Quel devrait être l’impact de ce changement politique sur l’Amérique latine ? Cette victoire inquiète-t-elle les États-Unis ?
L’élection de Gustavo Petro est une nouvelle victoire pour les progressistes en Amérique latine, dans le pays qui est l’allié central traditionnel des États-Unis dans la région et la troisième puissance de cette dernière. Cette victoire s’ajoute à celles d’Andres Manuel Lopez Obrador (AMLO) au Mexique, d’Alberto Fernandez en Argentine, de Luis Arce en Bolivie, de Gabriel Boric au Chili ou de Pedro Castillo (plus difficile à situer aujourd’hui dans cette « famille » politique) au Pérou ces dernières années. Si le Brésil choisit l’ancien président Lula face à Jair Bolsonaro en octobre prochain, des perspectives nouvelles s’ouvriront pour tous ces dirigeants avec en ligne de mire la possibilité de relancer des initiatives plus fortes d’intégration régionale aujourd’hui en souffrance, notamment du fait du retrait de Jair Bolsonaro de ces problématiques.

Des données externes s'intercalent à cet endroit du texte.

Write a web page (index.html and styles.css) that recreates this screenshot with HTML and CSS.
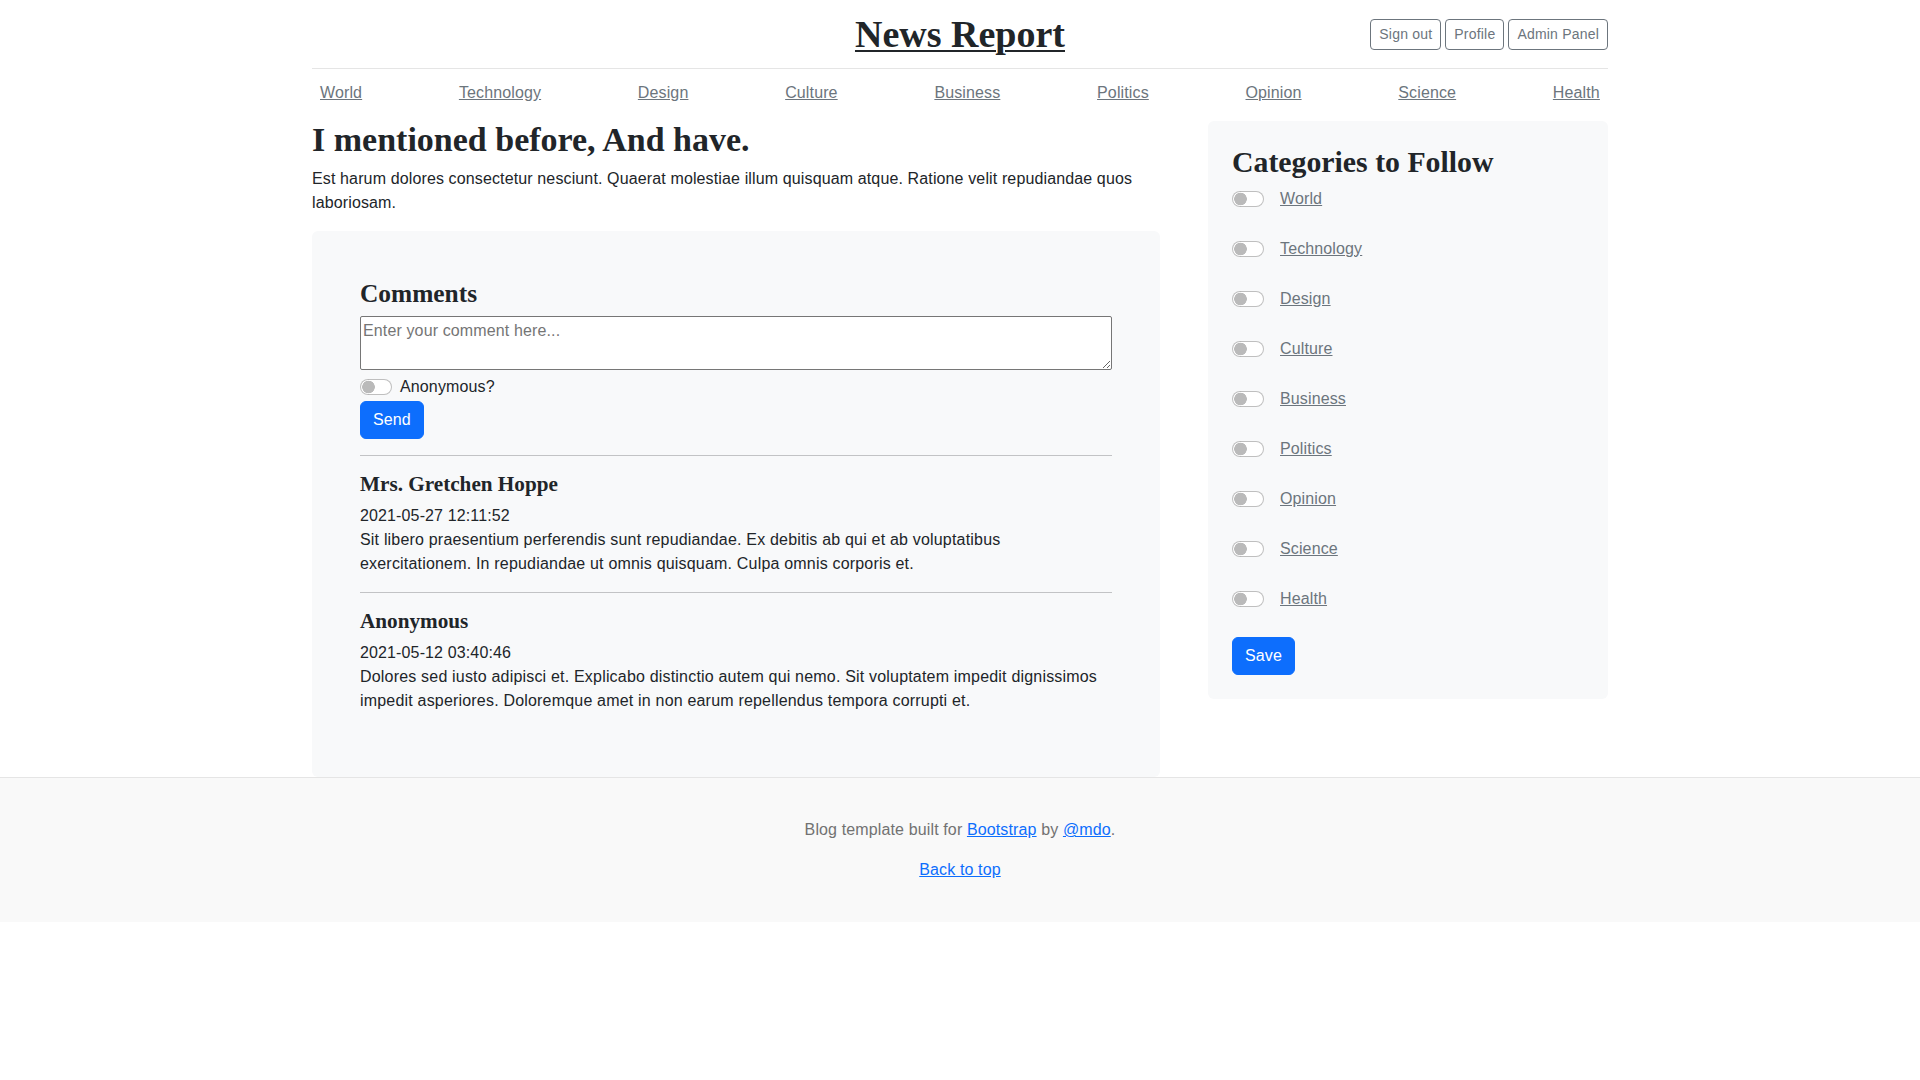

Cette orientation n’apparaît pas aujourd’hui au cœur des discours de Gustavo Petro, mais elle fait indéniablement partie de sa feuille de route. Gustavo Petro vise pour ce début de mandat deux priorités : normaliser les relations de la Colombie avec le Venezuela de Nicolas Maduro – les deux dirigeants se sont parlés le 23 juin pour aborder ce thème et confirmer leur volonté de rouvrir la frontière entre les deux pays – et engager une nouvelle relation avec Washington – « plus égale » selon les termes de Gustavo Petro – sans toutefois ouvrir un front direct avec la première puissance mondiale.